Daily Tax Report: State provides authoritative coverage of state and local tax developments across the 50 U.S. states and the District of Columbia, tracking legislative and regulatory updates,...
House Speaker Paul D. Ryan (R-Wis.) said Oct. 12 that conservatives are as unified as ever on elimination of the federal deduction for taxes paid to state and local governments.
But President Donald Trump may have reservations over ending it.
The Republican tax framework, released Sept. 27, would eliminate many deductions for individuals, including the break for state and local taxes. Eliminating the deduction would generate $1.3 trillion over 10 years to pay for tax cuts in the GOP plan, but Republicans from states with higher taxes have expressed concern it could raise taxes for their constituents. They are trying to convince the House Ways and Means Chairman Kevin Brady (R-Texas) and other GOP leaders to soften the blow of cutting the tax break.
Ryan, however, said he is convinced that when congressional members look at the final tax package as a whole, elimination of that and other deductions, “carve-outs,” and “loopholes” won’t matter as much. Conservatives, he said, understand and support the need to trim the deduction.
“We have everybody rowing in the same boat in the same direction,” Ryan said during an appearance at the Heritage Foundation, a Washington-based conservative think tank. “The general interest is going to have to trump the special interest.”
However, some top Republicans have hinted that wiggle room may exist on the deduction, including White House economic adviser Gary Cohn and Senate Finance Committee Chair Orrin G. Hatch (R-Utah). Cohn and Hatch were among the six people, along with Ryan, Brady, Senate Majority Leader Mitch McConnell (R-Ky.), and Treasury Secretary Steven Mnuchin, to develop the framework.
And President Trump has grown angry over the plan to ax the deduction after learning it would hurt some middle-income taxpayers, two sources familiar with his thinking told Bloomberg.
Trump’s concerns led him to say this week that “we’ll be adjusting” the tax-overhaul framework, the sources said, but it isn’t clear how he and congressional leaders would make up for the revenue that would be lost without ballooning the deficit or torpedoing support for the plan.

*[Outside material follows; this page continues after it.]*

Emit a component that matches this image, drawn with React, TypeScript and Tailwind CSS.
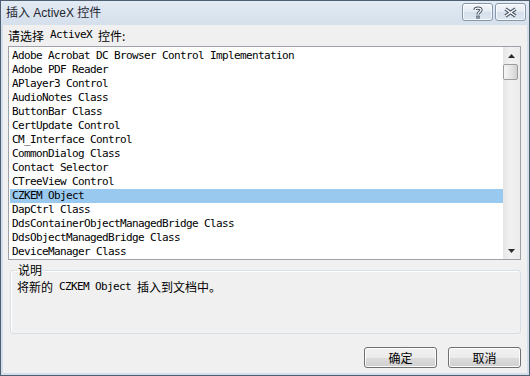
import React from 'react';

const items = [
  'Adobe Acrobat DC Browser Control Implementation',
  'Adobe PDF Reader',
  'APlayer3 Control',
  'AudioNotes Class',
  'ButtonBar Class',
  'CertUpdate Control',
  'CM_Interface Control',
  'CommonDialog Class',
  'Contact Selector',
  'CTreeView Control',
  'CZKEM Object',
  'DapCtrl Class',
  'DdsContainerObjectManagedBridge Class',
  'DdsObjectManagedBridge Class',
  'DeviceManager Class',
];

const mono = "font-['DejaVu_Sans_Mono',monospace] text-[11px] tracking-[-0.62px]";
const cjk = "font-['Noto_Sans_CJK_SC',sans-serif] text-[12px] tracking-normal";

function CaptionButton({ kind }: { kind: 'help' | 'close' }) {
  return (
    <div className="w-[31px] h-[18px] rounded-[3px] border border-[#8797ab] bg-[linear-gradient(to_bottom,#f4f7fb_0%,#e4ebf3_50%,#d6e0ec_51%,#dde6f0_100%)] flex items-center justify-center shadow-[inset_0_0_0_1px_rgba(255,255,255,0.7)]">
      {kind === 'help' ? (
        <svg width="12" height="13" viewBox="0 0 12 13">
          <path d="M3 4 C3 1.5 9 1.5 9 4 C9 6 6 6 6 8.5" fill="none" stroke="#4b5766" strokeWidth="3.2" />
          <path d="M3 4 C3 1.5 9 1.5 9 4 C9 6 6 6 6 8.5" fill="none" stroke="#ffffff" strokeWidth="1.2" />
          <rect x="4.3" y="9.6" width="3.4" height="3" fill="#4b5766" />
          <rect x="5.3" y="10.6" width="1.4" height="1" fill="#ffffff" />
        </svg>
      ) : (
        <svg width="15" height="11" viewBox="0 0 15 11">
          <path d="M2.5 2 L12.5 9 M12.5 2 L2.5 9" fill="none" stroke="#4b5766" strokeWidth="3.6" />
          <path d="M2.5 2 L12.5 9 M12.5 2 L2.5 9" fill="none" stroke="#ffffff" strokeWidth="1.4" />
        </svg>
      )}
    </div>
  );
}

function ScrollArrow({ up }: { up?: boolean }) {
  return (
    <div className="h-[17px] flex items-center justify-center">
      <svg width="7" height="4" viewBox="0 0 7 4">
        {up ? <path d="M0 4 L3.5 0 L7 4 Z" fill="#2b2b2b" /> : <path d="M0 0 L3.5 4 L7 0 Z" fill="#2b2b2b" />}
      </svg>
    </div>
  );
}

export default function App() {
  return (
    <div className="w-[530px] h-[376px] border border-[#4e5f72] bg-[#d3deea] flex flex-col overflow-hidden">
      {/* Title bar */}
      <div className="h-[24px] shrink-0 flex pl-[5px] pr-[3px] bg-[linear-gradient(to_bottom,#e2eaf3,#d5e0ec)]">
        <span className="self-center font-['Liberation_Sans','Noto_Sans_CJK_SC',sans-serif] text-[12px] text-[#1e2631] leading-none">
          插入 ActiveX 控件
        </span>
        <div className="ml-auto pt-[2px] flex gap-[2px]">
          <CaptionButton kind="help" />
          <CaptionButton kind="close" />
        </div>
      </div>

      {/* Client */}
      <div className="flex-1 mx-[2px] mb-[2px] bg-[#f0f0f0] flex flex-col pl-[5px] pr-[5px] text-black">
        <div className="h-[21px] flex items-center">
          <span className={cjk}>请选择</span>
          <span className={mono}>&nbsp;ActiveX&nbsp;</span>
          <span className={cjk}>控件:</span>
        </div>

        {/* List box */}
        <div className="w-[513px] h-[214px] border border-[#9ea2a8] bg-white flex">
          <div className="flex-1 pt-[2px] pl-[1px]">
            {items.map((it) => (
              <div
                key={it}
                className={`h-[14px] flex items-center pl-[2px] whitespace-nowrap ${mono} ${
                  it === 'CZKEM Object' ? 'bg-[#99c9ef]' : ''
                }`}
              >
                {it}
              </div>
            ))}
          </div>
          <div className="w-[17px] bg-[linear-gradient(to_right,#e6e6e6,#f1f1f1_40%,#ececec)] flex flex-col">
            <ScrollArrow up />
            <div className="h-[16px] mr-[2px] rounded-[2px] border border-[#9c9c9c] bg-[linear-gradient(to_right,#f6f6f6,#e4e4e4_60%,#d0d0d0)]" />
            <div className="flex-1" />
            <ScrollArrow />
          </div>
        </div>

        {/* Description group */}
        <fieldset className="ml-[2px] mt-[4px] w-[511px] h-[70px] border border-[#d5dfe5] rounded-[3px] pl-[6px] shadow-[inset_1px_1px_0_#ffffff]">
          <legend className={`px-[1px] leading-[12px] ${cjk}`}>说明</legend>
          <div className="mt-[4px] h-[14px] flex items-center">
            <span className={cjk}>将新的</span>
            <span className={mono}>&nbsp;CZKEM Object&nbsp;</span>
            <span className={cjk}>插入到文档中。</span>
          </div>
        </fieldset>

        {/* Buttons */}
        <div className="mt-[13px] flex justify-end gap-[11px] pr-[1px]">
          {['确定', '取消'].map((t) => (
            <button
              key={t}
              className={`w-[73px] h-[21px] rounded-[3px] border border-[#707070] bg-[linear-gradient(to_bottom,#f2f2f2_0%,#ebebeb_50%,#dddddd_50%,#cfcfcf_100%)] shadow-[inset_0_0_0_1px_#fcfcfc] leading-none ${cjk}`}
            >
              {t}
            </button>
          ))}
        </div>
      </div>
    </div>
  );
}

The White House press office declined to comment Oct. 11 on internal deliberations, but released a general statement that said in part: “The president has made it unequivocally clear that a key priority for tax reform is to cut taxes for America’s hardworking middle class families.”
The tax break in question—which allows households to deduct state and local taxes on their federal returns—has emerged as a key flash point in the tax debate, one that could determine whether Trump has enough votes or will fail again on one of his top legislative priorities.
“This is probably the biggest obstacle they have to overcome to get to 218,” the number of votes needed to pass a tax bill in the House, said Rep. Peter King (R-N.Y.). “Right now, they can’t get there without us.”
Ryan, who said Congress would work through Christmas if needed to get tax reform enacted, said the state and local deduction acts to prop up “profligate, big-government states” that have enacted relatively high tax rates, relying on their taxpayers to take a deduction on their federal filings.
“We’re having states that actually got their act together pay for states that didn’t,” he said.
That’s a view Trump echoed during an interview that Fox News aired Oct. 11.
“It is finally time to say, ‘Make sure your politicians do a good job of running your state,”’ he told interviewer Sean Hannity. Even so, Cohn, Trump’s top economic adviser, has said the White House is open to negotiations on the state and local tax deduction.
A report released Oct. 5 from the New York-based Nelson A. Rockefeller Institute of Government said that elimination of the state and local deduction would hurt states that give more to the federal government than they get back in federal spending.
Taxpayers in Connecticut would be hardest hit by eliminating the deduction, particularly when combined with the state’s negative balance of payments with the federal government, the report said. It’s followed by New Jersey, New York, Massachusetts, Illinois, and California.
Taxpayers in Mississippi and Alabama, which receive greater amounts of federal aid, would take the smallest hit, when their balances of payments are considered. They are followed by New Mexico, Alaska, and Tennessee.
Sen. Chuck Schumer (D-N.Y.) said Oct. 5 that the use of the roughly $1.3 trillion tax break is “deep and wide” and affects many taxpayers in red states such as Utah and Iowa as well as New York and California. He labeled it the “Achilles heel” of the framework.
Roughly two dozen House Republicans are concerned about eliminating the deduction—and Trump can’t afford to lose too many more votes than that in the House.
About 10 percent of tax filers with incomes less than $50,000 claimed the deduction in 2014, according to the Tax Policy Center, a Washington policy group. People who make more than $100,000 a year accounted for about two-thirds of the state and local tax deductions claimed that year.
Ryan said the deduction should be viewed as part of a larger tax overhaul that will benefit all taxpayers by “growing jobs” and prevent companies from moving overseas in search of lower taxes.
“By doubling the standard deduction, lowering people’s tax rates, and increasing the child credit and getting rid of the marriage penalty, people are going to be better off no matter what state you come from,” he said.